Here are a few simple guidelines that all recreational gold panners should know and follow.
  • Follow all national forest rules such as camping limits, discharge of firearms, use of trails, etc. These regulations are found in Title 36 Code of Federal Regulations (CFR), with general prohibitions in part 261. Copies are available at Chugach National Forest offices in Anchorage, Girdwood, and Seward. Regulations may or may not be posted.
  • Gold pans and manual-feed sluice boxes are allowed year-round in streams listed in this article. Four-inch or smaller suction dredges are allowed in salmon streams from May 15 to July 15 only with a permit from the Alaska Department of Fish and Game.
  • No hydraulic mining or use of earth moving equipment is allowed without an approved mining plan of operation.
  • Work only the active stream channel or unvegetated gravel bars.
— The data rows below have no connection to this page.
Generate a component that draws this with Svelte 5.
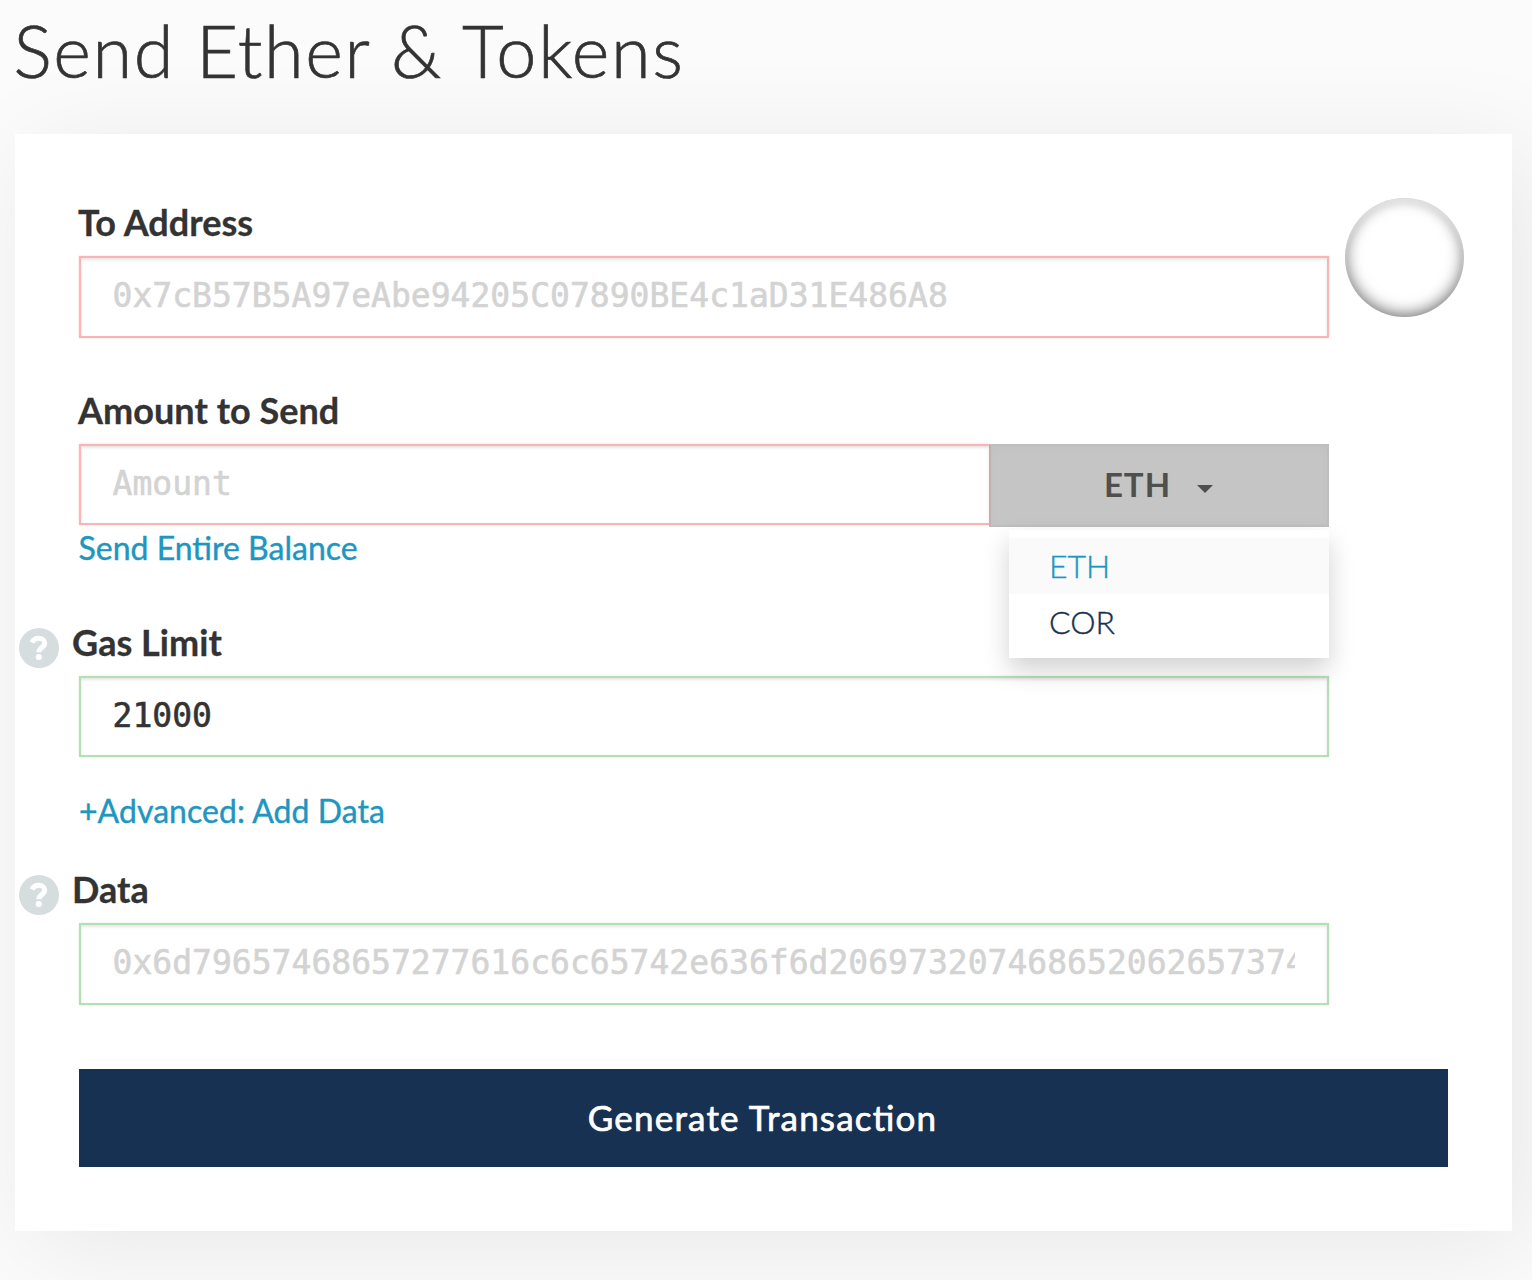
<script lang="ts">
	let address = $state('');
	let amount = $state('');
	let gasLimit = $state('21000');
	let data = $state('');
	let unit = $state('ETH');
	let open = $state(true);

	const units = ['ETH', 'COR'];

	function pick(name: string) {
		unit = name;
		open = false;
	}
</script>

{#snippet help()}
	<svg class="help" viewBox="0 0 40 40" aria-hidden="true">
		<circle cx="20" cy="20" r="20" fill="#d6dddf" />
		<path
			d="M13 14.4C14.2 11.6 16.4 10.3 19.6 10.3C23.2 10.3 25.7 12.3 25.7 15.2C25.7 19.4 19.8 19.6 19.8 24.2"
			fill="none"
			stroke="#fff"
			stroke-width="5"
		/>
		<circle cx="19.8" cy="29" r="3.1" fill="#fff" />
	</svg>
{/snippet}

<main>
	<h1>Send Ether &amp; Tokens</h1>

	<section class="card">
		<div class="top">
			<div class="field">
				<label for="address">To Address</label>
				<input
					id="address"
					class="invalid"
					placeholder="0x7cB57B5A97eAbe94205C07890BE4c1aD31E486A8"
					bind:value={address}
				/>
			</div>
			<div class="identicon"></div>
		</div>

		<div class="field amount">
			<label for="amount">Amount to Send</label>
			<div class="group">
				<input id="amount" class="invalid" placeholder="Amount" bind:value={amount} />
				<button class="unit" onclick={() => (open = !open)}>
					<span>{unit}</span>
					<i class="caret"></i>
				</button>
				{#if open}
					<ul class="menu">
						{#each units as name}
							<li class:active={name === unit}>
								<button onclick={() => pick(name)}>{name}</button>
							</li>
						{/each}
					</ul>
				{/if}
			</div>
			<a class="balance" href="#balance">Send Entire Balance</a>
		</div>

		<div class="field gas">
			<div class="label-row">
				{@render help()}
				<label for="gas">Gas Limit</label>
			</div>
			<input id="gas" class="valid" bind:value={gasLimit} />
		</div>

		<a class="advanced" href="#data">+Advanced: Add Data</a>

		<div class="field">
			<div class="label-row">
				{@render help()}
				<label for="data">Data</label>
			</div>
			<input
				id="data"
				class="valid"
				placeholder="0x6d79657468657277616c6c65742e636f6d20697320746865206265737421"
				bind:value={data}
			/>
		</div>

		<button class="generate">Generate Transaction</button>
	</section>
</main>

<style>
	:global(body) {
		background: #fbfbfb;
		overflow: hidden;
	}

	main {
		height: 1280px;
		padding: 0 20px 0 15px;
		box-sizing: border-box;
		overflow: hidden;
		font-family: Lato, sans-serif;
		color: #333;
	}

	h1 {
		height: 134px;
		margin: 0 0 0 -1.5px;
		padding-top: 7px;
		box-sizing: border-box;
		font-size: 72px;
		font-weight: 300;
		line-height: 86px;
		letter-spacing: 1.62px;
		white-space: nowrap;
		-webkit-text-stroke: 0.7px;
	}

	.card {
		display: flex;
		flex-direction: column;
		height: 1097px;
		padding: 64px;
		box-sizing: border-box;
		background: #fff;
		box-shadow: 16px 16px 96px rgba(0, 0, 0, 0.08);
	}

	.top {
		display: flex;
		gap: 16px;
		margin-right: -16px;
	}

	.field {
		width: 1250px;
		flex-shrink: 0;
	}

	label {
		display: block;
		height: 58px;
		margin-left: -1px;
		font-size: 36px;
		font-weight: 700;
		line-height: 48px;
		letter-spacing: 0.05px;
		white-space: nowrap;
		-webkit-text-stroke: 0.3px;
	}

	.label-row {
		display: flex;
		gap: 14px;
		margin-left: -60px;
	}

	.help {
		width: 40px;
		height: 40px;
		margin-top: 10px;
		flex-shrink: 0;
	}

	input {
		display: block;
		width: 100%;
		height: 82px;
		padding: 0 32px 3px 31.5px;
		box-sizing: border-box;
		border: 2px solid;
		border-radius: 0;
		outline: none;
		background: #fff;
		color: #333;
		font-family: 'DejaVu Sans Mono', monospace;
		font-size: 33px;
		letter-spacing: 0.02px;
		-webkit-text-stroke: 0.6px;
	}

	input::placeholder {
		color: #d3d3d3;
		opacity: 1;
	}

	.invalid {
		border-color: #f8b5b3;
		box-shadow: inset 0 2px 3px rgba(0, 0, 0, 0.1), 0 0 2px rgba(248, 181, 179, 0.6);
	}

	.valid {
		border-color: #b4dfb4;
		box-shadow: inset 0 2px 3px rgba(0, 0, 0, 0.1), 0 0 2px rgba(180, 223, 180, 0.6);
	}

	.identicon {
		width: 119px;
		height: 119px;
		flex-shrink: 0;
		border-radius: 50%;
		box-shadow: inset 0 4px 4px rgba(255, 255, 255, 0.5), inset 0 -2px 16px rgba(0, 0, 0, 0.6);
	}

	.amount {
		height: 184px;
		margin-top: 48px;
	}

	.group {
		position: relative;
		display: flex;
		height: 83px;
	}

	.group input {
		flex: 1;
		min-width: 0;
		height: 81px;
		border-right: 0;
	}

	.unit {
		display: flex;
		align-items: center;
		justify-content: center;
		gap: 26px;
		width: 340px;
		height: 83px;
		padding: 0 1px 0 0;
		border: 2px solid #bebebe;
		border-left-color: #c2afae;
		background: #c5c5c5;
		box-shadow: inset 0 3px 10px rgba(0, 0, 0, 0.02);
		color: #4f4f4f;
		font-family: inherit;
		font-size: 33px;
		font-weight: 700;
		letter-spacing: 1px;
	}

	.unit span {
		padding-bottom: 3px;
	}

	.caret {
		margin-top: 7px;
		border-top: 8px solid;
		border-right: 8px solid transparent;
		border-left: 8px solid transparent;
	}

	.menu {
		position: absolute;
		top: 86px;
		right: 0;
		z-index: 2;
		width: 320px;
		height: 128px;
		margin: 0;
		padding: 8px 0;
		box-sizing: border-box;
		background: #fff;
		box-shadow: 0 12px 24px rgba(0, 0, 0, 0.18);
		list-style: none;
	}

	.menu button {
		display: block;
		width: 100%;
		height: 56px;
		padding: 0 40px 2px;
		border: 0;
		background: none;
		color: #163151;
		font-family: inherit;
		font-size: 32px;
		font-weight: 300;
		text-align: left;
		-webkit-text-stroke: 0.4px;
	}

	.menu .active button {
		background: #fafafa;
		color: #1d96c0;
	}

	a {
		color: #1d96c0;
		font-size: 32px;
		text-decoration: none;
		white-space: nowrap;
		-webkit-text-stroke: 0.4px;
	}

	.balance {
		display: block;
		margin-left: -0.5px;
		line-height: 42px;
	}

	.gas {
		margin-top: 48px;
	}

	.gas input {
		height: 81px;
	}

	.advanced {
		margin-top: 32px;
		margin-bottom: 32px;
		line-height: 44px;
		letter-spacing: 0.05px;
	}

	.generate {
		height: 98px;
		margin-top: 64px;
		padding: 0 2px 2px 0;
		flex-shrink: 0;
		border: 0;
		background: #163151;
		color: #fff;
		font-family: inherit;
		font-size: 35px;
		letter-spacing: 1.2px;
		font-feature-settings: 'liga' 1;
		-webkit-text-stroke: 0.7px;
	}
</style>
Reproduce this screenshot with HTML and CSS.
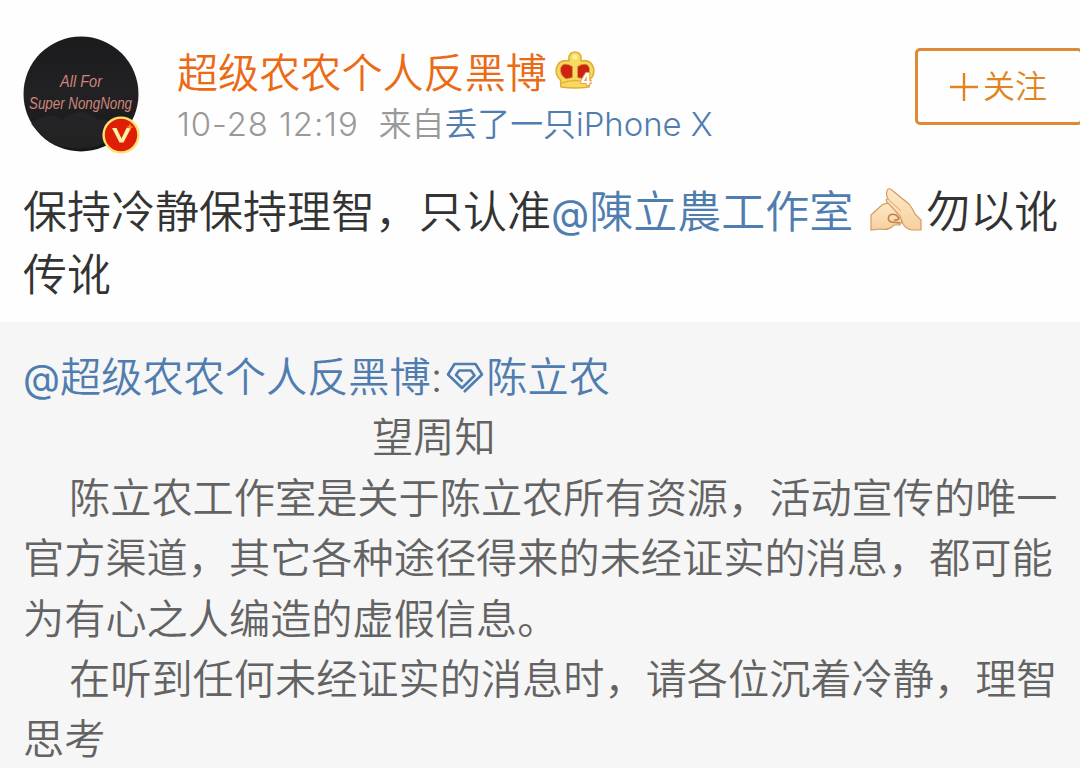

Do not dig in stream banks!
  • Recreational gold panning does not allow you to build structures, cut trees or dig up archaeological historical or paleontological objects. Nor does it give you the right to obstruct others in recreational pursuits.
Mining law. The 1872 Mining Law, although amended several times, remains essentially intact. The law allows a person to locate a mining claim on federal land and to mine that claim. However, when certain lands are withdrawn from mineral entry, no claims can be staked there (although there may be preexisting claims). The four designated areas in this publication have no mining claims. Any other federal lands in the Chugach National Forest not covered by claims are available for recreational panning. Remote areas are less likely to have active mining claims.

Rights. As a recreational panner, you do not have the right to keep others from panning. You can walk, fish, hunt, and recreate on a federal mining claim, but you must respect the claimant's equipment and operation. The claim owner has an exclusive right to mine his/her claim. You must have permission from the claimant to pan on his/her claim.

Locating existing claims. Finding out the location of existing claims can be complicated and time consuming. You will need to be able to read topographical maps to establish whether mining claims exist in a particular area or not. Topographical maps for the Kenai Peninsula are available from the U.S. Geological Survey (see For more information section).

If you wish to file a claim, or want to know the location, owners, and status of legal claims, do the following:

  • Establish the area in which you are interested. (U.S. Bureau of Mines and U.S. Geological Survey publications identify gold-bearing streams.)
  • Locate the area on a topographic map by section, township, and range.
  • With this information, check with the Bureau of Land Management which keeps current records for all mining claims on federal lands (see For more information section).
  • Mark claim locations on your topographic map, and go out and look for markers in the field.

A placer mining claim is normally 20 acres, generally measuring 660 by 1,320 feet. The long direction of the claim is usually oriented parallel to the stream. Remember, valid claims may exist with no visible markers. If there is an error in the location description, the marker on the ground rules.